British lenders need to hold around an extra £10bn ($13.5bn) in capital to guard against increased risks from rapidly rising unsecured consumer lending, the Bank of England said yesterday.
British consumer borrowing is growing at nearly 10% a year, far faster than incomes, and the BoE’s Financial Policy Committee said it would tell banks by the end of the year how much extra capital to hold, based on the riskiness of their lending.
Policymakers also warned that Britain’s upcoming departure from the European Union in March 2019 posed big legal problems for about a quarter of derivative contracts, which businesses use to hedge against interest rate and currency risks.
Financial firms would need to redraft cross-border contracts to avoid disruption to markets, though a better solution would be for British and EU legislators to pass a law to allow existing contracts to run their course, the BoE said.
On consumer credit, the central bank said that in a crisis situation — with unemployment more than doubling and the BoE’s interest rate spiking to 4% — British lenders should expect to write off 20% of their loans.
This compares with 13% last year, when banks’ loan quality was higher and the BoE tested it against a lower interest rate scenario.

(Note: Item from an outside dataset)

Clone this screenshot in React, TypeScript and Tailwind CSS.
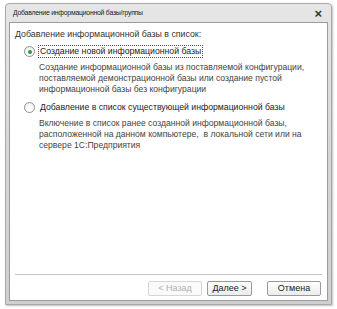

Most economists expect the BoE to raise interest rates to 0.5% from 0.25% in November.
The extra 10bn pounds is small in the context of the 280bn pounds of core capital held by British lenders, but the BoE said it expected banks to take the greater risks into account in their future lending plans.
“Lenders overall are placing too much weight on the recent performance of consumer lending in benign conditions as an indicator of underlying credit quality. As a result, they have been underestimating the losses they could incur in a downturn,” the BoE said in a statement.
Unsecured lending to British consumers is growing at nearly 10% a year, not far off an 11 year high of just under 11% reached in late 2016.
The BoE said this represented “a pocket of risk” but that overall lending growth, including mortgages, was in line with historic norms.
The central bank has previously dismissed the idea that growth in British consumer demand is primarily based on rapidly rising borrowing.
British households have been squeezed by a sharp pick-up in inflation since the start of the year, which has eroded households’ incomes, and the BoE expects inflation to reach its highest in more than five years next month.
At its last meeting in June, the FPC brought forward a requirement for banks to explain how they would cope with heavy consumer lending losses, and also started to increase the risk buffers banks must hold against cyclical downturns.
Consumer lending growth slowed to an annual rate of 9.8% in July, its weakest since April 2016, after reaching its highest level in 11 years at just under 11% towards the end of 2016. In March the BoE said it was concerned that increased competition among lenders was leading to potential risks from things like longer interest-free periods on new credit cards and bigger unsecured personal loans.
The finance spokesman of the opposition Labour Party, John McDonnell, is due to call for a cap on credit card interest payments at his party’s annual conference later yesterday, so no one pays more in interest than the original amount borrowed.